EXERCISE INPUTS →
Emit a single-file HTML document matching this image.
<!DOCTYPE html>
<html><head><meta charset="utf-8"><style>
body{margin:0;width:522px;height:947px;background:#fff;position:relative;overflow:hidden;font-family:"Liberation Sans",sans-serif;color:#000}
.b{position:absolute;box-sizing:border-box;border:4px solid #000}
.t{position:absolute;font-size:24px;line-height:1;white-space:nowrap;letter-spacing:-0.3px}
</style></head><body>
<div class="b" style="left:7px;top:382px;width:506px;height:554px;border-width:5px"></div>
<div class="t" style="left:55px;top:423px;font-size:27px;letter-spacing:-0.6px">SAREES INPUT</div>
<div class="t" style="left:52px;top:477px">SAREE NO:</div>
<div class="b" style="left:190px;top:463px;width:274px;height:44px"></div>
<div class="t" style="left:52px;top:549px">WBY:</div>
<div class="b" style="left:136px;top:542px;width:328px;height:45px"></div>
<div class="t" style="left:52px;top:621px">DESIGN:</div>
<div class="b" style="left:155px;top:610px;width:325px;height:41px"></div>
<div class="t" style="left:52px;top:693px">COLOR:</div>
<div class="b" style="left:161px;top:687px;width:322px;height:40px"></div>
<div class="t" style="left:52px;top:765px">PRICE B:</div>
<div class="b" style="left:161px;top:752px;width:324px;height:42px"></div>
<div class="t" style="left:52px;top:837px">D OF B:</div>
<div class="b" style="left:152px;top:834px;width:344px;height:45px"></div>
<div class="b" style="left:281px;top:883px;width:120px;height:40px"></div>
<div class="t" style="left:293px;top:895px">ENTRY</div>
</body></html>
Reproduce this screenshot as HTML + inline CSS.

WHAT YOU NEED TO DO → Take the listing above and set it down exactly.

THE RESULT →
Emit a single-file HTML document matching this image.
<!DOCTYPE html>
<html><head><meta charset="utf-8"><style>
body{margin:0;width:522px;height:947px;background:#fff;position:relative;overflow:hidden;font-family:"Liberation Sans",sans-serif;color:#000}
.b{position:absolute;box-sizing:border-box;border:4px solid #000}
.t{position:absolute;font-size:24px;line-height:1;white-space:nowrap;letter-spacing:-0.3px}
</style></head><body>
<div class="b" style="left:7px;top:382px;width:506px;height:554px;border-width:5px"></div>
<div class="t" style="left:55px;top:423px;font-size:27px;letter-spacing:-0.6px">SAREES INPUT</div>
<div class="t" style="left:52px;top:477px">SAREE NO:</div>
<div class="b" style="left:190px;top:463px;width:274px;height:44px"></div>
<div class="t" style="left:52px;top:549px">WBY:</div>
<div class="b" style="left:136px;top:542px;width:328px;height:45px"></div>
<div class="t" style="left:52px;top:621px">DESIGN:</div>
<div class="b" style="left:155px;top:610px;width:325px;height:41px"></div>
<div class="t" style="left:52px;top:693px">COLOR:</div>
<div class="b" style="left:161px;top:687px;width:322px;height:40px"></div>
<div class="t" style="left:52px;top:765px">PRICE B:</div>
<div class="b" style="left:161px;top:752px;width:324px;height:42px"></div>
<div class="t" style="left:52px;top:837px">D OF B:</div>
<div class="b" style="left:152px;top:834px;width:344px;height:45px"></div>
<div class="b" style="left:281px;top:883px;width:120px;height:40px"></div>
<div class="t" style="left:293px;top:895px">ENTRY</div>
</body></html>
Reproduce this screenshot as HTML + inline CSS.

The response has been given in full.